The stock market is inherently volatile, capable of delivering substantial gains or significant losses within a short span. As the Indian market faces a downturn, with the Sensex plummeting over 1,400 points to 73,198 and the Nifty dropping 420 points to 22,124 last Friday, market experts are increasingly concerned about the road ahead.
However, this isn't the first time Dalal Street has witnessed such turbulence. Throughout history, the Indian stock market has faced several major crashes, each triggered by unique economic and financial events. Here's a timeline of the most significant stock market crashes in India and the reasons behind them.
1865 - The Cotton Boom And Bust
Long before the Bombay Stock Exchange (BSE) was established, Gujarati and Parsi traders informally traded stocks at Meadows Street and Rampart Row. The American Civil War created a surge in demand for cotton, leading to skyrocketing prices and a stock market boom in India. Many traders reinvested their cotton profits into stocks, further inflating prices. However, when the war ended in 1865 and demand collapsed, the market crashed, causing severe financial losses.
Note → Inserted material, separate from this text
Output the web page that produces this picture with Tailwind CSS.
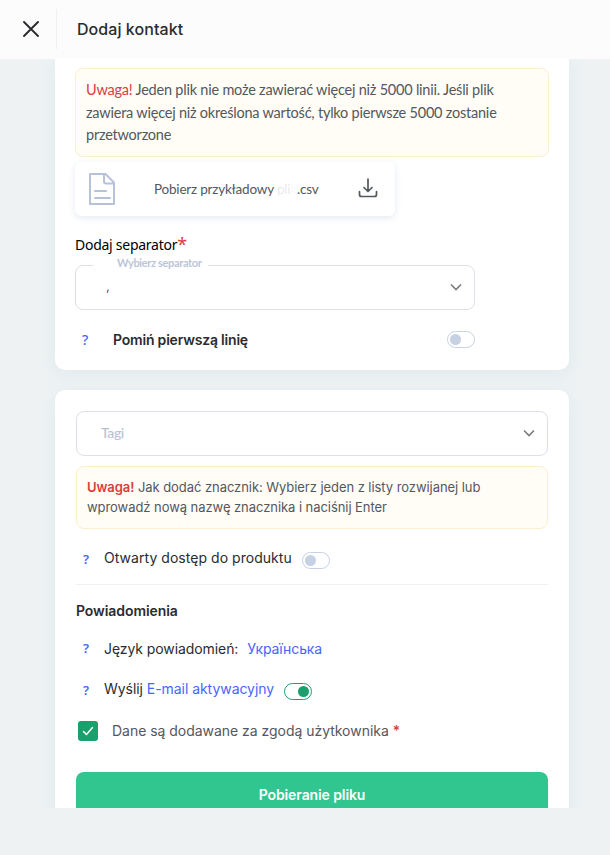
<!DOCTYPE html>
<html lang="pl">
<head>
    <meta charset="UTF-8">
    <meta name="viewport" content="width=device-width, initial-scale=1.0">
    <title>Dodaj kontakt</title>
    <script src="https://cdn.jsdelivr.net/npm/@tailwindcss/browser@4"></script>
</head>
<body class="bg-[#eef2f3] h-[855px] overflow-hidden font-['Inter',sans-serif] text-[#2b2b2f]">
    <header class="h-[59px] bg-[#fcfcfc] flex items-center pb-0.5">
        <button class="w-14 h-10 pl-[23px] cursor-pointer" aria-label="Zamknij">
            <svg class="w-4 h-4" viewBox="0 0 16 16" fill="none" stroke="#2b2b2f" stroke-width="1.900" stroke-linecap="round"><path d="M1 1l14 14M15 1L1 15"/></svg>
        </button>
        <div class="w-px h-10 bg-[#f0f0f0]"></div>
        <h1 class="ml-5 text-base leading-5 font-medium tracking-[0.06px]">Dodaj kontakt</h1>
    </header>

    <main class="h-[749px] overflow-hidden px-[55px]">
        <!-- Import file -->
        <section class="w-[514px] h-[311px] bg-white rounded-b-[10px] px-5 pt-[9px] shadow-[0_4px_16px_rgba(180,195,215,0.2)]">
            <div class="h-[89px] bg-[#fffdf5] border border-[#fbf0cb] rounded-lg px-2.5 pt-[10px] font-['Lato',sans-serif] text-[14.5px] leading-[22.5px] tracking-[-0.22px] text-[#54575e] whitespace-nowrap">
                <span class="text-[#dd3a40]">Uwaga!</span> Jeden plik nie może zawierać więcej niż 5000 linii. Jeśli plik<br>
                zawiera więcej niż określona wartość, tylko pierwsze 5000 zostanie<br>
                przetworzone
            </div>
            <a class="mt-[5px] w-80 h-[54px] flex items-center rounded-md shadow-[0_2px_6px_rgba(150,170,200,0.25)] pl-3.5 pr-[17px] font-['Lato',sans-serif] text-[13.5px] text-[#54575e]">
                <svg class="w-[26px] h-8" viewBox="0 0 26 32" fill="none" stroke="#b6c2d9" stroke-width="2"><path d="M1 1h15.500L25 9.500V31H1zM15 1v7.500q0 2 2 2h8" stroke-linejoin="round"/><path d="M6 18h11M6 25h15" stroke-linecap="round"/></svg>
                <span class="ml-[39px] whitespace-nowrap tracking-[-0.2px]">Pobierz przykładowy <span class="text-[#54575e]/15">pli<span class="text-[#54575e]/5">k</span></span>.csv</span>
                <svg class="ml-auto mb-0.5 w-5 h-5" viewBox="0 0 20 20" fill="none" stroke="#54575e" stroke-width="1.700" stroke-linecap="round" stroke-linejoin="round"><path d="M10 1v12M6 9.500l4 4 4-4M1.500 13.500v3q0 2 2 2h13q2 0 2-2v-3"/></svg>
            </a>
            <div class="mt-[18px] h-[22px] leading-[22px] text-sm font-['Noto_Sans',sans-serif] text-black flex"><span class="tracking-[-0.26px]">Dodaj separator</span><span class="text-[#dd3a40] text-lg leading-5">*</span></div>
            <div class="relative mt-[9px] w-[400px] h-[45px] border border-[#dddfeb] rounded-lg flex items-center justify-between pl-[30px] pr-3 pb-0.5">
                <span class="absolute left-[17px] top-[-11px] bg-white w-[115px] pl-[24px] h-4 leading-4 font-['Lato',sans-serif] font-bold text-[11px] tracking-[-0.35px] text-[#bcc5d8] whitespace-nowrap">Wybierz separator</span>
                <span class="text-[13px] text-[#54575e]">,</span>
                <svg class="w-3 h-3" viewBox="0 0 12 12" fill="none" stroke="#7b7b7b" stroke-width="1.600"><path d="M1 3.500l5 5 5-5"/></svg>
            </div>
            <div class="mt-5 w-[400px] h-5 flex items-center">
                <span class="ml-[7px] w-[31px] font-['Noto_Sans',sans-serif] text-sm font-medium text-[#4667ff]">?</span>
                <span class="text-sm font-semibold tracking-[-0.2px]">Pomiń pierwszą linię</span>
                <span class="ml-auto mb-0.5 w-7 h-[17px] rounded-full border border-[#c6d1e3] p-0.5"><span class="block w-[11px] h-[11px] rounded-full bg-[#c6d1e3]"></span></span>
            </div>
        </section>

        <!-- Tags, access and notifications -->
        <section class="mt-5 w-[514px] h-[460px] bg-white rounded-t-[10px] px-[21px] pt-[21px] shadow-[0_4px_16px_rgba(180,195,215,0.2)]">
            <div class="h-[45px] border border-[#dddfeb] rounded-lg flex items-center justify-between pl-6 pr-3 pb-0.5">
                <span class="font-['Lato',sans-serif] font-medium text-[14px] tracking-[-0.4px] text-[#b9c1d5]">Tagi</span>
                <svg class="w-3 h-3" viewBox="0 0 12 12" fill="none" stroke="#7b7b7b" stroke-width="1.600"><path d="M1 3.500l5 5 5-5"/></svg>
            </div>
            <div class="mt-2.5 h-[63px] bg-[#fffdf5] border border-[#fbf0cb] rounded-lg px-2.5 pt-[10px] text-[13px] leading-5 tracking-[-0.06px] text-[#54575e] whitespace-nowrap">
                <span class="text-[#dd3a40] font-semibold">Uwaga!</span> Jak dodać znacznik: Wybierz jeden z listy rozwijanej lub<br>
                wprowadź nową nazwę znacznika i naciśnij Enter
            </div>
            <div class="mt-[19px] h-[36px] flex">
                <span class="ml-[7px] w-[21px] font-['Noto_Sans',sans-serif] text-[13px] leading-[22px] font-semibold text-[#4667ff]">?</span>
                <span class="text-sm leading-5 tracking-[0.04px]">Otwarty dostęp do produktu</span>
                <span class="ml-2.5 mt-1 w-7 h-[17px] rounded-full border border-[#c6d1e3] p-0.5"><span class="block w-[11px] h-[11px] rounded-full bg-[#c6d1e3]"></span></span>
            </div>
            <div class="h-px bg-[#f1f1f2]"></div>
            <h2 class="mt-4 text-sm leading-5 font-semibold tracking-[-0.08px]">Powiadomienia</h2>
            <div class="mt-[18px] h-5 flex items-center">
                <span class="ml-[7px] w-[21px] font-['Noto_Sans',sans-serif] text-[13px] font-semibold text-[#4667ff]">?</span>
                <span class="text-sm tracking-[-0.08px]">Język powiadomień:</span>
                <a class="ml-[9px] text-sm tracking-[-0.1px] text-[#4667ff]">Українська</a>
            </div>
            <div class="mt-5 h-5 flex">
                <span class="ml-[7px] w-[21px] font-['Noto_Sans',sans-serif] text-[13px] leading-[22px] font-semibold text-[#4667ff]">?</span>
                <span class="text-sm leading-5 tracking-[-0.05px]">Wyślij <a class="text-[#4667ff]">E-mail aktywacyjny</a></span>
                <span class="ml-2.5 mt-[4px] w-7 h-[17px] rounded-full border border-[#19a06d] p-0.5 flex justify-end"><span class="w-[11px] h-[11px] rounded-full bg-[#19a06d]"></span></span>
            </div>
            <label class="mt-[22px] h-5 flex items-center">
                <span class="ml-0.5 w-5 h-5 rounded-[3px] bg-[#19a06d] flex items-center justify-center">
                    <svg class="w-3 h-3" viewBox="0 0 12 12" fill="none" stroke="#fff" stroke-width="1.500" stroke-linecap="round" stroke-linejoin="round"><path d="M1.500 6.500L4.500 9.500 10.500 2.500"/></svg>
                </span>
                <span class="ml-3.5 text-sm tracking-[-0.03px] text-[#54575e]">Dane są dodawane za zgodą użytkownika <span class="text-[#dd3a40] font-medium">*</span></span>
            </label>
            <button class="mt-[31px] w-full h-[45px] bg-[#31c58f] rounded-lg text-white text-sm font-semibold tracking-[-0.1px]">Pobieranie pliku</button>
        </section>
    </main>
</body>
</html>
1992 - The Harshad Mehta Scam
Harshad Mehta, known as the 'Big Bull' of the Indian stock market, manipulated stock prices by artificially inflating demand and siphoning over Rs 1,000 crore from banks. When the scam was exposed, the Sensex plunged by nearly 2,000 points to around 2,500, marking one of the most significant crashes in Indian history. This also led to a prolonged bear market that lasted nearly two years.
1997 - The Asian Financial Crisis
The Asian Financial Crisis began in Thailand in July 1997 when the Thai baht was devalued by nearly 30 per cent after the country's foreign reserves were depleted. This triggered economic turmoil across Asia, causing the BSE Sensex to drop by over 28 per cent, from its peak to 3,300 by December 1997. The Indian stock market took nearly a year to recover.
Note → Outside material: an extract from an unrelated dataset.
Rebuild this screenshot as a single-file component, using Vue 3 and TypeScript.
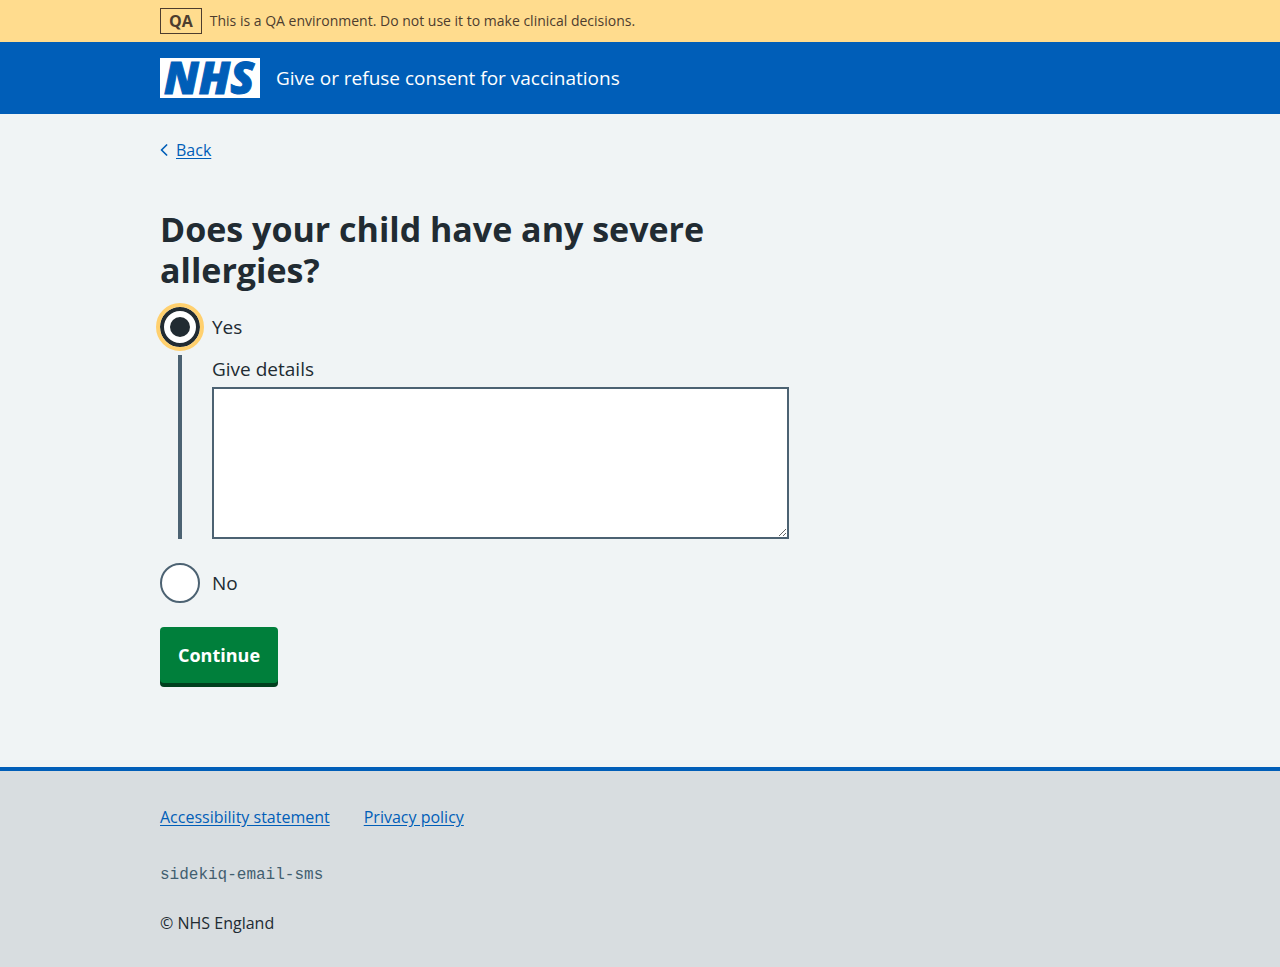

2000 - The Dot-Com Bubble Burst
Fueled by excessive speculation in internet-based companies, the Dot-Com Bubble saw investors pouring money into technology startups, driving stock prices to unsustainable levels. However, many of these companies lacked profitability, and when investor confidence collapsed, the bubble burst. In India, the BSE Sensex tumbled by 43 per cent, falling from 5,937 in February 2000 to 3,404 in October 2001. The tech-heavy indices bore the brunt of the downturn.
2004 - UPA Coalition Shock
On May 17, 2004, following the unexpected defeat of the National Democratic Alliance (NDA) and the rise of the United Progressive Alliance (UPA), the Sensex crashed by 15 per cent in a single trading session. Investors panicked due to uncertainties surrounding economic policies and governance, leading to a market meltdown.
2008 - The Global Financial Crisis
On January 21, 2008, also termed as Black Monday, the Sensex crashed by 1,408 points, wiping out investor wealth. The crisis was triggered by multiple global factors, including
- A decline in U.S. interest rates
- Volatility in commodity markets
- Growing fears of a U.S. recession
The Indian markets suffered heavy losses, mirroring the broader global financial crisis.
2015 - The Global Slowdown And China's Market Crash
A slowdown in China's economy and a significant crash in its stock market had a ripple effect on global markets, including India. The BSE Sensex plummeted by 24 per cent, dropping from 30,000 in January 2015 to 22,951 in February 2016. In India, this was further worsened by a poor monsoon season and weak corporate earnings in the first quarter of the fiscal year. The market took nearly a year to recover.
2020 - The COVID-19 Crash
The COVID-19 pandemic led to one of the worst global economic crises in the modern history. When the World Health Organization (WHO) declared COVID-19 a pandemic in March 2020, the Sensex nosedived from 42,273 points to 28,288 within a week. In India, the crisis was further exacerbated by the Yes Bank crisis, which caused a steep decline in the BFSI sector.